TREMAYNE: After his superb Singapore win Carlos Sainz is finally looking like a team leader

As far as I’m concerned the Singapore Grand Prix was easily the best race of the season, and not just because Red Bull’s spectacular fall from grace in practice and qualifying gave us a rest from the all-too familiar end result.
No disrespect to the Milton Keynes team which will clearly crown Max Verstappen as a champion for the third time soon, and claim another constructors’ title, but Ferrari’s streak-busting win – and the manner in which it was achieved – came as a much-needed breath of fresh air for F1.
And Carlos Sainz was the man of the race.
READ MORE: Sainz holds off Norris and fast-charging Mercedes pair to take sensational Singapore Grand Prix victory
When he won the British Grand Prix at Silverstone last year he fought for it after that late Safety Car, but clearly it would have been team mate Charles Leclerc’s race but for the utterly unfathomable decision to leave him out on used medium Pirellis while everyone else was pitting for softs which gifted the win to the Spaniard.
But there was no fortune on his side this time, unless you consider his perfect weekend a gift from the racing gods.
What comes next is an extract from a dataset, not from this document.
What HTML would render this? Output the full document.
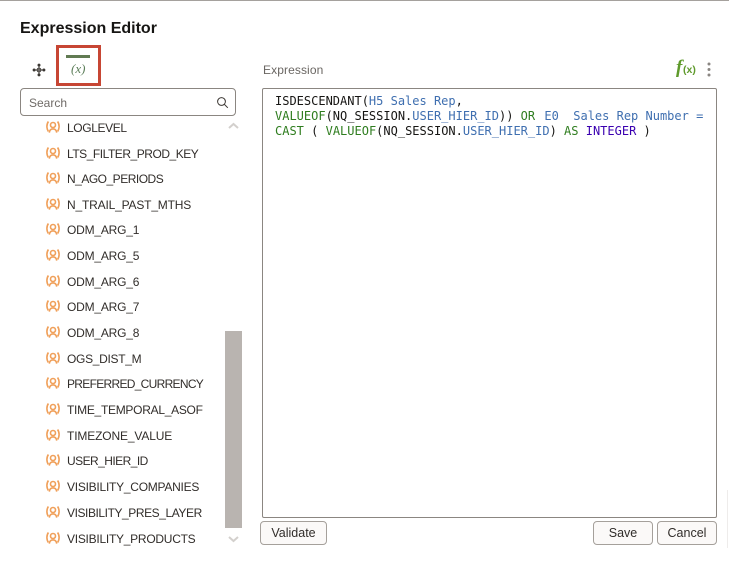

This was a very interesting development, and not because Ferrari’s softly, softly approach to development of the SF-23 has been paying off so well of late that they have raised their game since feeble results in Canada, Britain and Hungary.
There have been signs of improvement since Belgium, and they came to Marina Bay off the back of that spectacular intra-team duel in Monza in the Red Bulls’ wake. They were 45 points behind second-placed Mercedes after that, but left Singapore with the deficit virtually halved, to 24.
2023 Italian Grand Prix: Sainz and Leclerc in thrilling wheel-to-wheel battle for final podium spot
It was also notable for the rise of ‘King Carlos’.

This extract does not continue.